モデル出身の女優、中条あやみ。ビールのCMなどでもおなじみだ。
「~条」という名字は、「中条」以外にも「北条」「南条」のように方角が付くものや、「一条」「九条」のように漢数字がつくものなどたくさんある。この「条」はかつての条里制に因むものが多い。
条里制は古代の土地区画制度である。
奈良時代の班田収授法は6歳以上の男女に農地が与えられ、死後はそれを返還するという制度だったため、朝廷が農地を管理する必要がある。
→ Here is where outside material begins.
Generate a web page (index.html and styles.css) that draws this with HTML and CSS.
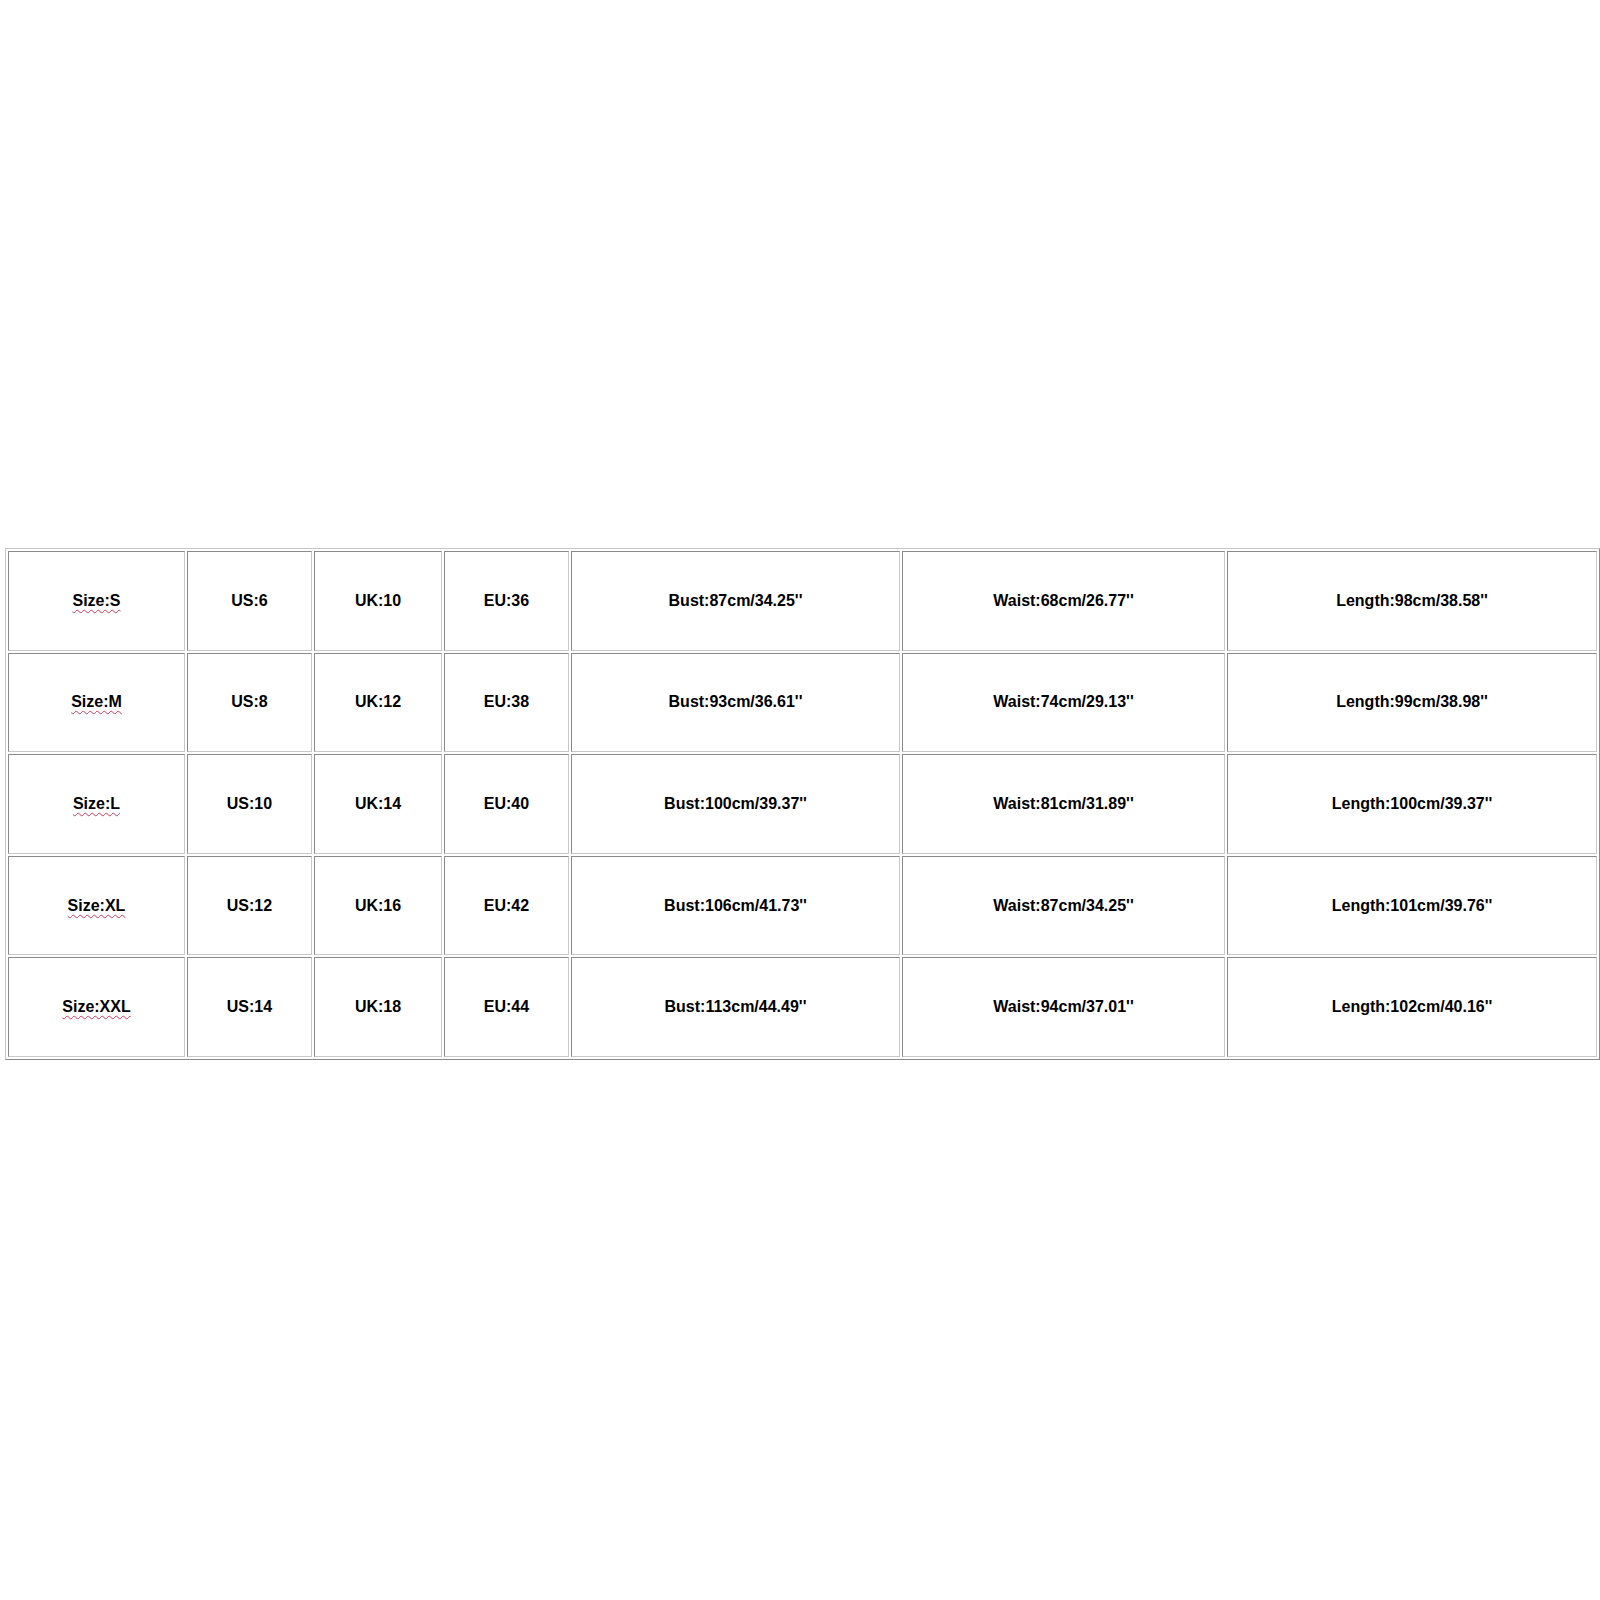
FILE: index.html
```html
<!DOCTYPE html>
<html>
<head>
<meta charset="utf-8">
<title>Size Chart</title>
<link rel="stylesheet" href="styles.css">
</head>
<body>
<div class="page">
  <table class="chart">
    <colgroup>
      <col class="c1"><col class="c2"><col class="c3"><col class="c4"><col class="c5"><col class="c6"><col class="c7">
    </colgroup>
    <tbody>
      <tr><td><span class="spell">Size:S</span></td><td>US:6</td><td>UK:10</td><td>EU:36</td><td>Bust:87cm/34.25''</td><td>Waist:68cm/26.77''</td><td>Length:98cm/38.58''</td></tr>
      <tr><td><span class="spell">Size:M</span></td><td>US:8</td><td>UK:12</td><td>EU:38</td><td>Bust:93cm/36.61''</td><td>Waist:74cm/29.13''</td><td>Length:99cm/38.98''</td></tr>
      <tr><td><span class="spell">Size:L</span></td><td>US:10</td><td>UK:14</td><td>EU:40</td><td>Bust:100cm/39.37''</td><td>Waist:81cm/31.89''</td><td>Length:100cm/39.37''</td></tr>
      <tr><td><span class="spell">Size:XL</span></td><td>US:12</td><td>UK:16</td><td>EU:42</td><td>Bust:106cm/41.73''</td><td>Waist:87cm/34.25''</td><td>Length:101cm/39.76''</td></tr>
      <tr><td><span class="spell">Size:XXL</span></td><td>US:14</td><td>UK:18</td><td>EU:44</td><td>Bust:113cm/44.49''</td><td>Waist:94cm/37.01''</td><td>Length:102cm/40.16''</td></tr>
    </tbody>
  </table>
</div>
</body>
</html>
```
FILE: styles.css
```css
html, body {
  margin: 0;
  padding: 0;
  background: #ffffff;
}
.page {
  padding: 548px 0 0 5px;
}
.chart {
  border-collapse: separate;
  border-spacing: 2px;
  table-layout: fixed;
  width: 1595px;
  border-style: solid;
  border-width: 1px;
  border-color: #c4c4c4 #8a8a8a #8a8a8a #c4c4c4;
  font-family: "Liberation Sans", Arial, sans-serif;
  font-weight: bold;
  font-size: 16px;
  color: #000000;
}
.c1 { width: 177px; }
.c2 { width: 125px; }
.c3 { width: 128px; }
.c4 { width: 125px; }
.c5 { width: 329px; }
.c6 { width: 323px; }
.c7 { width: 370px; }
.chart td {
  padding: 0;
  text-align: center;
  vertical-align: middle;
  border-style: solid;
  border-width: 1px;
  border-color: #8a8a8a #c8c8c8 #c8c8c8 #8a8a8a;
  box-sizing: border-box;
  height: 99.6px;
}
.spell {
  text-decoration-line: underline;
  text-decoration-style: wavy;
  text-decoration-color: #d03a5a;
  text-decoration-thickness: 1px;
  text-underline-offset: 3px;
}
```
そこで生まれたのが条里制で、農地を碁盤の目状に区画して管理した。
一つの区画は長さ1町(約109m)の正方形で、これを「坪」という。そして、縦横6区画の計36坪で1単位となり、その東西の列を「条」、南北の列を「里」という。そして、それぞれの土地を、端から「○条△里□坪」と読んで管理した。
やがてこれらの地名は固有名詞化し、各地に「条」「里」「坪」のつく地名が生まれた。なかでも「条」のつく地名は多く、現在でも新潟県の三条市や奈良県の五條市、愛媛県の西条市など、全国に「~条」という地名が残っている。そして、こうした「条」地名に住んでいた人が名乗ったのが「~条」という名字である。
つまり、「中条」とは条里制のあった地域の、真ん中の条に由来する名字である。
因みに、平安京や平城京などの都では条坊制といった。こちらも東西が「条」で、南北が「坊」である。今でも京都の通りには「~条通」という名称が残っている。公家に多い「~条」という名字は、こうした京都の「~条」に由来している。
ところで、中条あやみの名字は「なかじょう」と読む。しかし、かつてテレビドラマなどで活躍した俳優の中条静夫は「ちゅうじょう」だった。この違いは何だろうか。結論から言うと、意味的な違いはない。両方とも「真ん中の条」に因むもので、「中」をどう読んだか、という違いにすぎない。
東北ではほぼ「なかじょう」と読み、愛知県と香川県では「ちゅうじょう」が圧倒的多数。そして、それ以外の地域では「なかじょう」「ちゅうじょう」に分かれている。全国を合計するとほぼ半分ずつで、やや「なかじょう」の方が多い。
なお、「~条」は「~條」と書くことも多い。この「條」は「条」の旧字体で、こちらも意味的な違いはない。